[Exercise description]
Return precisely the span of lines from the top of the material below to the line containing "Check, ChevronDown, X", both included. Pictures are excluded.

>>>

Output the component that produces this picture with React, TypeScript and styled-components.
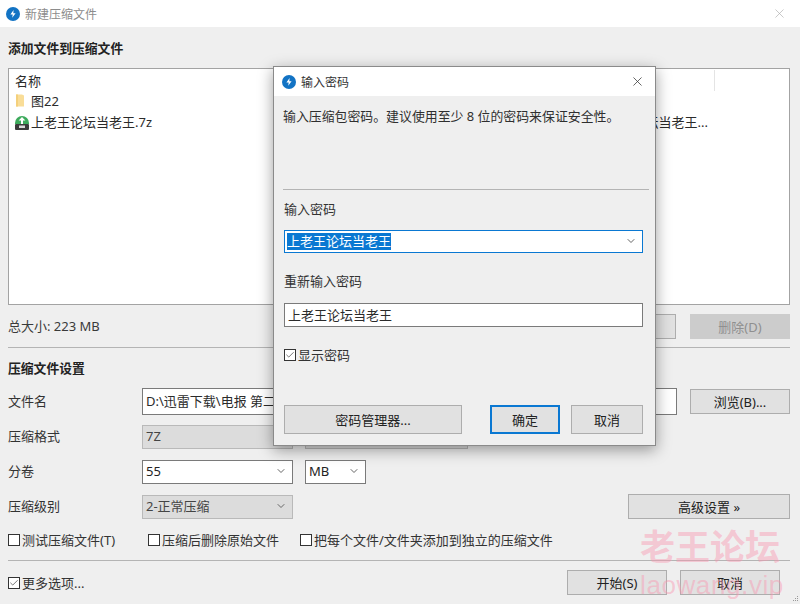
import { createGlobalStyle } from 'styled-components';
import styled from 'styled-components';
import { Check, ChevronDown, X } from 'lucide-react';

const GlobalStyle = createGlobalStyle`
  html, body {
    margin: 0;
    padding: 0;
    background: #efefef;
  }
  * {
    box-sizing: border-box;
  }
`;

const Window = styled.div`
  position: relative;
  width: 800px;
  height: 604px;
  overflow: hidden;
  background: #efefef;
  color: #2b2b2b;
  font-family: "Noto Sans", "Noto Sans CJK SC", sans-serif;
  font-size: 13px;
`;

const TitleBar = styled.div<{ $height: number }>`
  display: flex;
  align-items: center;
  height: ${(p) => p.$height}px;
  background: #fff;
`;

const MainTitleBar = styled(TitleBar)`
  padding: 0 13px 0 6px;
  gap: 5px;
  color: #8c8c8c;
  font-size: 12px;
`;

const CloseSlot = styled.div<{ $color: string }>`
  display: flex;
  margin-left: auto;
  color: ${(p) => p.$color};
`;

const Body = styled.div`
  display: flex;
  flex-direction: column;
  padding: 0 10px 0 8px;
`;

const SectionTitle = styled.div<{ $height: number; $top?: number }>`
  display: flex;
  align-items: center;
  height: ${(p) => p.$height}px;
  padding-top: ${(p) => p.$top ?? 0}px;
  font-weight: 700;
  font-size: 12.8px;
  color: #222;
`;

const FileList = styled.div`
  display: flex;
  flex-direction: column;
  height: 237px;
  padding-left: 5px;
  background: #fff;
  border: 1px solid #a3a3a3;
`;

const ListHeader = styled.div`
  display: flex;
  align-items: center;
  height: 21px;
  padding: 1px 0 0 1px;
`;

const HeaderDivider = styled.div`
  width: 1px;
  height: 21px;
  margin-left: 459px;
  background: #e4e4e4;
`;

const ListRow = styled.div`
  display: flex;
  align-items: center;
  gap: 1px;
  height: 21px;
  white-space: nowrap;
`;

const NameCell = styled.div`
  width: 240px;
`;

const IconSlot = styled.div`
  display: flex;
  width: 16px;
`;

const FolderLabel = styled.span`
  padding-bottom: 1px;
`;

const PathCell = styled.div`
  width: 436px;
  text-align: right;
`;

const SummaryRow = styled.div`
  display: flex;
  align-items: center;
  gap: 14px;
  height: 42px;
  color: #3a3a3a;
`;

const Summary = styled.div`
  margin-right: auto;
  padding-bottom: 2px;
`;

const Button = styled.div<{ $width: number; $height?: number; $disabled?: boolean; $primary?: boolean }>`
  display: flex;
  align-items: center;
  justify-content: center;
  flex-shrink: 0;
  width: ${(p) => p.$width}px;
  height: ${(p) => p.$height ?? 25}px;
  background: ${(p) => (p.$disabled ? '#cccccc' : '#e1e1e1')};
  border: ${(p) => (p.$primary ? '2px solid #0a78d2' : p.$disabled ? '1px solid #cccccc' : '1px solid #adadad')};
  color: ${(p) => (p.$disabled ? '#8f8f8f' : '#222')};
`;

const Separator = styled.div`
  height: 1px;
  background: #b4b4b4;
`;

const FormRow = styled.div`
  display: flex;
  align-items: center;
  height: 35px;
`;

const FieldLabel = styled.div`
  width: 134px;
  flex-shrink: 0;
  padding-bottom: 2px;
  color: #333;
`;

const TextBox = styled.div<{ $width: number; $height: number }>`
  display: flex;
  align-items: center;
  width: ${(p) => p.$width}px;
  height: ${(p) => p.$height}px;
  padding: 0 0 2px 3px;
  background: #fff;
  border: 1px solid #7a7a7a;
  white-space: nowrap;
  overflow: hidden;
`;

const Select = styled.div<{ $width: number; $disabled?: boolean }>`
  display: flex;
  align-items: center;
  justify-content: space-between;
  width: ${(p) => p.$width}px;
  height: 24px;
  margin-right: 12px;
  padding: 0 5px 2px 3px;
  background: ${(p) => (p.$disabled ? '#dcdcdc' : '#fff')};
  border: 1px solid ${(p) => (p.$disabled ? '#b9b9b9' : '#7a7a7a')};
  color: ${(p) => (p.$disabled ? '#444' : '#222')};
  flex-shrink: 0;
`;

const Chevron = styled(ChevronDown)`
  width: 12px;
  height: 12px;
  color: #666;
`;

const SpacedButton = styled(Button)`
  margin-left: auto;
`;

const OptionRow = styled.div`
  display: flex;
  align-items: center;
  height: 32px;
  margin-bottom: 4px;
  padding-bottom: 1px;
`;

const CheckItem = styled.div<{ $width?: number }>`
  display: flex;
  align-items: center;
  gap: 2px;
  ${(p) => (p.$width ? `width: ${p.$width}px;` : '')}
  color: #333;
  white-space: nowrap;
`;

const Box = styled.div`
  display: flex;
  align-items: center;
  justify-content: center;
  width: 12px;
  height: 12px;
  margin-top: 1px;
  background: #fff;
  border: 1px solid #333;
  color: #333;
`;

const Footer = styled.div`
  display: flex;
  align-items: center;
  gap: 13px;
  height: 43px;
  padding-right: 10px;
`;

const FooterCheck = styled.div`
  margin-right: auto;
`;

const Dialog = styled.div`
  position: absolute;
  left: 273px;
  top: 66px;
  width: 383px;
  height: 380px;
  background: #efefef;
  border: 1px solid #8a8a8a;
  box-shadow: 0 4px 14px rgba(0, 0, 0, 0.38);
`;

const DialogTitleBar = styled(TitleBar)`
  padding: 0 10px 0 8px;
  gap: 5px;
  font-size: 12px;
  color: #333;
`;

const Description = styled.div`
  height: 93px;
  padding: 10px 0 0 9px;
  line-height: 20px;
  font-size: 12.9px;
  color: #2f2f2f;
  white-space: pre;
`;

const DialogSeparator = styled(Separator)`
  margin: 0 6px 0 9px;
`;

const DialogLabel = styled.div<{ $height: number; $bottom: number }>`
  display: flex;
  align-items: flex-end;
  height: ${(p) => p.$height}px;
  padding: 0 0 ${(p) => p.$bottom}px 10px;
  color: #333;
`;

const DialogField = styled.div`
  padding-left: 10px;
`;

const Combo = styled(TextBox)`
  justify-content: space-between;
  padding: 0 5px 1px 2px;
  border: 1px solid #0a78d2;
`;

const Selected = styled.span`
  background: #0a78d2;
  color: #fff;
  line-height: 17px;
`;

const DialogCheck = styled(CheckItem)`
  height: 20px;
  margin: 17px 0 41px 10px;
`;

const DialogActions = styled.div`
  display: flex;
  padding-left: 10px;
`;

const ManagerButton = styled(Button)`
  margin-right: 28px;
`;

const OkButton = styled(Button)`
  margin-right: 11px;
`;

const Watermark = styled.div`
  position: absolute;
  left: 640px;
  top: 524px;
  pointer-events: none;
  color: rgba(250, 150, 175, 0.45);
  white-space: nowrap;
`;

const WatermarkTitle = styled.div`
  font-size: 35px;
  font-weight: 700;
  line-height: 46px;
`;

const WatermarkUrl = styled.div`
  font-family: "Liberation Sans", sans-serif;
  font-size: 26px;
  line-height: 30px;
  letter-spacing: 0.6px;
`;

const Grip = styled.svg`
  position: absolute;
  right: 1px;
  bottom: 1px;
`;

const Logo = ({ size }: { size: number }) => (
  <svg width={size} height={size} viewBox="0 0 14 14">
    <circle cx="7" cy="7" r="7" fill="#1273c4" />
    <path d="M7.6 3 L4.4 7.6 H6.7 L6.2 10.8 L9.6 6.2 H7.3 Z" fill="#fff" />
  </svg>
);

const FolderIcon = () => (
  <svg width="11" height="13" viewBox="0 0 11 13">
    <path d="M2 0.5 H8 L10 1.5 V12.5 H2 Z" fill="#f9dd98" />
    <rect x="2" y="0.5" width="2" height="12" fill="#f4d07c" />
  </svg>
);

const ArchiveIcon = () => (
  <svg width="16" height="16" viewBox="0 0 16 16">
    <path d="M1 9 A7 7 0 0 1 15 9 V10 H1 Z" fill="#3daa5c" />
    <path d="M8 3 L11.4 6.6 H9 V10 H7 V6.6 H4.6 Z" fill="#fff" />
    <rect x="1" y="10" width="14" height="6" rx="1" fill="#3b3b3b" />
    <rect x="5" y="11.5" width="6" height="2.5" fill="#d9d9d9" />
  </svg>
);

const CheckBox = ({ checked }: { checked?: boolean }) => (
  <Box>{checked && <Check size={10} strokeWidth={1.6} />}</Box>
);

export default function App() {
  return (
    <Window>
      <GlobalStyle />
      <MainTitleBar $height={27}>
        <Logo size={14} />
        <span>新建压缩文件</span>
        <CloseSlot $color="#a8a8a8">
          <X size={15} strokeWidth={1} />
        </CloseSlot>
      </MainTitleBar>
      <Body>
        <SectionTitle $height={41}>添加文件到压缩文件</SectionTitle>
        <FileList>
          <ListHeader>
            <NameCell>名称</NameCell>
            <HeaderDivider />
          </ListHeader>
          <ListRow>
            <IconSlot>
              <FolderIcon />
            </IconSlot>
            <FolderLabel>图22</FolderLabel>
          </ListRow>
          <ListRow>
            <IconSlot>
              <ArchiveIcon />
            </IconSlot>
            <NameCell>上老王论坛当老王.7z</NameCell>
            <PathCell>上老王论坛当老王...</PathCell>
          </ListRow>
        </FileList>
        <SummaryRow>
          <Summary>总大小: 223 MB</Summary>
          <Button $width={100}>添加(A)</Button>
          <Button $width={100} $disabled>
            删除(D)
          </Button>
        </SummaryRow>
        <Separator />
        <SectionTitle $height={36} $top={3}>
          压缩文件设置
        </SectionTitle>
        <FormRow>
          <FieldLabel>文件名</FieldLabel>
          <TextBox $width={535} $height={27}>
            D:\迅雷下载\电报 第二季\上老王论坛当老王.7z
          </TextBox>
          <SpacedButton $width={100}>浏览(B)...</SpacedButton>
        </FormRow>
        <FormRow>
          <FieldLabel>压缩格式</FieldLabel>
          <Select $width={151} $disabled>
            7Z
          </Select>
          <Select $width={163} $disabled>
            AES-256
          </Select>
        </FormRow>
        <FormRow>
          <FieldLabel>分卷</FieldLabel>
          <Select $width={151}>
            55
            <Chevron />
          </Select>
          <Select $width={61}>
            MB
            <Chevron />
          </Select>
        </FormRow>
        <FormRow>
          <FieldLabel>压缩级别</FieldLabel>
          <Select $width={151} $disabled>
            2-正常压缩
            <Chevron />
          </Select>
          <SpacedButton $width={162}>高级设置 »</SpacedButton>
        </FormRow>
        <OptionRow>
          <CheckItem $width={140}>
            <CheckBox />
            测试压缩文件(T)
          </CheckItem>
          <CheckItem $width={152}>
            <CheckBox />
            压缩后删除原始文件
          </CheckItem>
          <CheckItem>
            <CheckBox />
            把每个文件/文件夹添加到独立的压缩文件
          </CheckItem>
        </OptionRow>
        <Separator />
        <Footer>
          <FooterCheck>
            <CheckItem>
              <CheckBox checked />
              更多选项...
            </CheckItem>
          </FooterCheck>
          <Button $width={100}>开始(S)</Button>
          <Button $width={100}>取消</Button>
        </Footer>
      </Body>

      <Dialog>
        <DialogTitleBar $height={29}>
          <Logo size={14} />
          <span>输入密码</span>
          <CloseSlot $color="#333">
            <X size={15} strokeWidth={1.2} />
          </CloseSlot>
        </DialogTitleBar>
        <Description>输入压缩包密码。建议使用至少 8 位的密码来保证安全性。</Description>
        <DialogSeparator />
        <DialogLabel $height={40} $bottom={12}>
          输入密码
        </DialogLabel>
        <DialogField>
          <Combo $width={359} $height={23}>
            <Selected>上老王论坛当老王</Selected>
            <Chevron />
          </Combo>
        </DialogField>
        <DialogLabel $height={50} $bottom={13}>
          重新输入密码
        </DialogLabel>
        <DialogField>
          <TextBox $width={359} $height={24}>
            上老王论坛当老王
          </TextBox>
        </DialogField>
        <DialogCheck>
          <CheckBox checked />
          显示密码
        </DialogCheck>
        <DialogActions>
          <ManagerButton $width={178} $height={29}>
            密码管理器...
          </ManagerButton>
          <OkButton $width={70} $height={29} $primary>
            确定
          </OkButton>
          <Button $width={72} $height={29}>
            取消
          </Button>
        </DialogActions>
      </Dialog>

      <Watermark>
        <WatermarkTitle>老王论坛</WatermarkTitle>
        <WatermarkUrl>laowang.vip</WatermarkUrl>
      </Watermark>
      <Grip width="8" height="8" viewBox="0 0 8 8">
        <rect x="6" y="1" width="1" height="1" fill="#999" />
        <rect x="4" y="3" width="1" height="1" fill="#999" />
        <rect x="6" y="3" width="1" height="1" fill="#999" />
        <rect x="2" y="5" width="1" height="1" fill="#999" />
        <rect x="4" y="5" width="1" height="1" fill="#999" />
        <rect x="6" y="5" width="1" height="1" fill="#999" />
      </Grip>
    </Window>
  );
}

<<<

[Exercise response]
Output the component that produces this picture with React, TypeScript and styled-components.
import { createGlobalStyle } from 'styled-components';
import styled from 'styled-components';
import { Check, ChevronDown, X } from 'lucide-react';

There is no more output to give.